### DATA EXTRACT
====================

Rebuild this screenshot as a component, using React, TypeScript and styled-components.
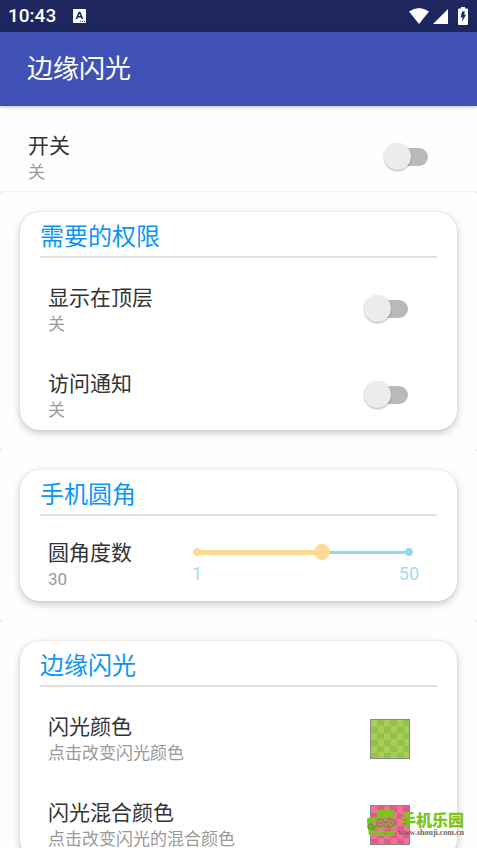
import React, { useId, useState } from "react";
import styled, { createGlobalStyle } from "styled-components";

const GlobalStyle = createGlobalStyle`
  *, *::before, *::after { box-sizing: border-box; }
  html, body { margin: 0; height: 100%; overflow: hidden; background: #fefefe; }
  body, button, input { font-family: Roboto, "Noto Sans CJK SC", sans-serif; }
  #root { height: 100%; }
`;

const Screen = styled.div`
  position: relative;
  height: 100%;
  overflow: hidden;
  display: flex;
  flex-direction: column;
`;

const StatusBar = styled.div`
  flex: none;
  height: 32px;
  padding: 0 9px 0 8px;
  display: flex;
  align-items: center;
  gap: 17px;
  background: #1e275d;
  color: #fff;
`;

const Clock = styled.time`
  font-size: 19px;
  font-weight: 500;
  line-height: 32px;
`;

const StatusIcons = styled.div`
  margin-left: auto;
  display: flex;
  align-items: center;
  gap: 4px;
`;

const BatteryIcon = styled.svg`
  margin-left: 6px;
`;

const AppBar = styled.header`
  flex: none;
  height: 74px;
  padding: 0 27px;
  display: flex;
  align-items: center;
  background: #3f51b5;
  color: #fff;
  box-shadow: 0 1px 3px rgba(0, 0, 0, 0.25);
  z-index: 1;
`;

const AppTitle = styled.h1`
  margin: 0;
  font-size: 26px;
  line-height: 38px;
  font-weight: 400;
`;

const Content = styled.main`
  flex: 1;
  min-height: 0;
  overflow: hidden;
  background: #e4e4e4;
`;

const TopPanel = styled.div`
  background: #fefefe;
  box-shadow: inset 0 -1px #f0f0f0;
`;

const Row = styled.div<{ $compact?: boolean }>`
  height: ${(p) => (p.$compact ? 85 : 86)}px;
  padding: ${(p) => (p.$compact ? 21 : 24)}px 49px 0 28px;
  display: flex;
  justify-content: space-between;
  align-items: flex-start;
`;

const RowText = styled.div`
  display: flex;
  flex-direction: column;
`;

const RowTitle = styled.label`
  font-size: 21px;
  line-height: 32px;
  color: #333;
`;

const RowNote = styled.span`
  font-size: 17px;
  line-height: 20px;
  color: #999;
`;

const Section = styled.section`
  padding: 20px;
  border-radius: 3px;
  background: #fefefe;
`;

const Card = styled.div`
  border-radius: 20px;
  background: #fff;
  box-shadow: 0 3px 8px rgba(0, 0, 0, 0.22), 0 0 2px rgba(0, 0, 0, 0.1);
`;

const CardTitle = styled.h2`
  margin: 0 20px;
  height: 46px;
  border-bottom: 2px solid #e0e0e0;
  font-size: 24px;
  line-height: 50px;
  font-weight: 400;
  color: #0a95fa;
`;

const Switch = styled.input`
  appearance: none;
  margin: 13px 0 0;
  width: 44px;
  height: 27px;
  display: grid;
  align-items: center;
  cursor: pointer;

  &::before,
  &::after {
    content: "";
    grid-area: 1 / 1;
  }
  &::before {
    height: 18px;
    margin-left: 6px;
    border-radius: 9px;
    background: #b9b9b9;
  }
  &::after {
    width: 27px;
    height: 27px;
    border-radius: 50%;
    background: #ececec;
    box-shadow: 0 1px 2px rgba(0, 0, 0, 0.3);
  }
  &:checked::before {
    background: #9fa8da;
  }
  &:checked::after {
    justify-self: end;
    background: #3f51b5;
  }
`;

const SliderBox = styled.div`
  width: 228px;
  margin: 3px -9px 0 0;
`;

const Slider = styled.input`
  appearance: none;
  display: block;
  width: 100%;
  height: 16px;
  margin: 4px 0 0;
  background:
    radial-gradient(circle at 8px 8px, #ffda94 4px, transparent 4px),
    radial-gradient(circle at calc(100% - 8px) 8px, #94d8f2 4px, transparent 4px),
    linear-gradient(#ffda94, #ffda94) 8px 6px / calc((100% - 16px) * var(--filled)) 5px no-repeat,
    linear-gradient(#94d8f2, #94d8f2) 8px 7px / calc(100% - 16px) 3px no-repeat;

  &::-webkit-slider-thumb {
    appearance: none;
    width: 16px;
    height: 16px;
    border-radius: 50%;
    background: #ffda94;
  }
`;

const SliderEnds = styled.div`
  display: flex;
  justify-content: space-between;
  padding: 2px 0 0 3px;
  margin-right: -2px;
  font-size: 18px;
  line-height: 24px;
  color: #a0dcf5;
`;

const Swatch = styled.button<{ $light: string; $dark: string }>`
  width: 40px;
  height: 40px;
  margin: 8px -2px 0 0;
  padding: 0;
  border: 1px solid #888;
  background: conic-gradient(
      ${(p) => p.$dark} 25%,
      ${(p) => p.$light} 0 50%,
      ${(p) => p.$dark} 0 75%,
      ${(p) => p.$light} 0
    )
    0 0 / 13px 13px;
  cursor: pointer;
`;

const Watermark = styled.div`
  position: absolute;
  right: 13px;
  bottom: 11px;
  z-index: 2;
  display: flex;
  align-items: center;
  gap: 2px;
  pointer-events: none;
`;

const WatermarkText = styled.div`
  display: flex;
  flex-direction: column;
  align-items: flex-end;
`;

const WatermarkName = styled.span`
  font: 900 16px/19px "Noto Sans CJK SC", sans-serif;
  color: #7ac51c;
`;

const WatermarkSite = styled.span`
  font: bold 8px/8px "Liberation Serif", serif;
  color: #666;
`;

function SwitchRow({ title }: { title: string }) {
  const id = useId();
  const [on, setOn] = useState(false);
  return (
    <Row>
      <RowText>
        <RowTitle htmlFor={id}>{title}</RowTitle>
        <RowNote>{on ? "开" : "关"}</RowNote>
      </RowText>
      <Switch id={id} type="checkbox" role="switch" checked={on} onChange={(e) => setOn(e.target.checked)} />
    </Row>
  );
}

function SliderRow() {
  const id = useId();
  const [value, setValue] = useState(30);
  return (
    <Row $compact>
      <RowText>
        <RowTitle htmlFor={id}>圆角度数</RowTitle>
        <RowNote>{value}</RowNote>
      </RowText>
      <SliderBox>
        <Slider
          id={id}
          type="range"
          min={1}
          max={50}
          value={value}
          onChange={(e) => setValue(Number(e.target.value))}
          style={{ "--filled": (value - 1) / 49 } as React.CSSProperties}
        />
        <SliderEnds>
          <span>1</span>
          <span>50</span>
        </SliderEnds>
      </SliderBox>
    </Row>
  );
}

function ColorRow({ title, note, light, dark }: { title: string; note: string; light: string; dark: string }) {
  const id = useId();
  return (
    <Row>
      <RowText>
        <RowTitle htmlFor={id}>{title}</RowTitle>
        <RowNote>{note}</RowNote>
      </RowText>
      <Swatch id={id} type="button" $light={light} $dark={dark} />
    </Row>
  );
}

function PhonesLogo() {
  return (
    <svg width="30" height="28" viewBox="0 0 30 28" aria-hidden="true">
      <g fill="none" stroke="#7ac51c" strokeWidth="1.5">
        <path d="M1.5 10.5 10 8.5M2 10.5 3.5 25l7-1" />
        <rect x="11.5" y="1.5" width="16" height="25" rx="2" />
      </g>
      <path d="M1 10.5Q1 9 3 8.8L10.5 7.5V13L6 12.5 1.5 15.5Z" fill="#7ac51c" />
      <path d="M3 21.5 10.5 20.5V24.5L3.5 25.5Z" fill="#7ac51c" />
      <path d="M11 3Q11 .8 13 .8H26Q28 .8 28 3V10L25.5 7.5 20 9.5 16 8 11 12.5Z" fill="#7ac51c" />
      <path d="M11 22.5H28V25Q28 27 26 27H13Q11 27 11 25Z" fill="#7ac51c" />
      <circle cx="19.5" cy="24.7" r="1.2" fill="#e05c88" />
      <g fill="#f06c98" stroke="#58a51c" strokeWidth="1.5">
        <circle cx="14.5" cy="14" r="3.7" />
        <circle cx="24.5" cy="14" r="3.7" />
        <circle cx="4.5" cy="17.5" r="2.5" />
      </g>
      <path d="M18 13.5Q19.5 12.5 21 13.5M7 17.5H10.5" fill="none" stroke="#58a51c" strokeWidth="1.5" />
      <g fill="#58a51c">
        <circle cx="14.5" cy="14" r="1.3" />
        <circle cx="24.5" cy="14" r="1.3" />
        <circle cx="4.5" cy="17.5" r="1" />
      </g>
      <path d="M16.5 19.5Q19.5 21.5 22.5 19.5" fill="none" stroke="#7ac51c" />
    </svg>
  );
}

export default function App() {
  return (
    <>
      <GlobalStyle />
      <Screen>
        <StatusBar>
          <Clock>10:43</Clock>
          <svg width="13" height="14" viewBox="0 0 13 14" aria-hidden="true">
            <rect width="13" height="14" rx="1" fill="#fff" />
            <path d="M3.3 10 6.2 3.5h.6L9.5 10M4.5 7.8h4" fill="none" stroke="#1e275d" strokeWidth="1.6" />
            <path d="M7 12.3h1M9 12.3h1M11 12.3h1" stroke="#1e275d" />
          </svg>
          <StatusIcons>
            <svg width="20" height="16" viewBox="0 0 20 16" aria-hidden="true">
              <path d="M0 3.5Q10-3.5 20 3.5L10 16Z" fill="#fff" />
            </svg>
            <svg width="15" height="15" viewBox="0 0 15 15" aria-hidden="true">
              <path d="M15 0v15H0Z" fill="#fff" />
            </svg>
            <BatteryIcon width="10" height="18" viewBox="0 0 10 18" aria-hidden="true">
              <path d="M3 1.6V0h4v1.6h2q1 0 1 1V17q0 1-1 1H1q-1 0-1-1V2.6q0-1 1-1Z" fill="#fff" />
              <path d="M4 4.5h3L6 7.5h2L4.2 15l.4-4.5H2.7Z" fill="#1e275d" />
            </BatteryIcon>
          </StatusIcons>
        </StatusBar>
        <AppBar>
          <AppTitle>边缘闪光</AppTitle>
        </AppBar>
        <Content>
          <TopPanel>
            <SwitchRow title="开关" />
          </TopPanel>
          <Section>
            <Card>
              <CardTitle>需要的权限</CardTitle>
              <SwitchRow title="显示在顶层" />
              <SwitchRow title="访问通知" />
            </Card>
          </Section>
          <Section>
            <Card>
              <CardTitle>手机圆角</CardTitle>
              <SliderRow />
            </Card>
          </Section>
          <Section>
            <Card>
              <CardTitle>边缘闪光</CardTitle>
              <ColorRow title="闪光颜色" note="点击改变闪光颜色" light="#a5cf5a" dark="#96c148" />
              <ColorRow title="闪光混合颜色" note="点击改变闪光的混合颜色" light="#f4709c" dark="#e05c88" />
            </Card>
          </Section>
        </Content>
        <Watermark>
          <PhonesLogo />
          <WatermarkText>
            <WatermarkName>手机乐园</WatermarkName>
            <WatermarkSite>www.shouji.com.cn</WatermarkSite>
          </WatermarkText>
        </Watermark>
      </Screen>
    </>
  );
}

====================

### PROBLEM STATEMENT
Among the lines above, how many contain the string "React"? State the number alone.

### THE ANSWER
3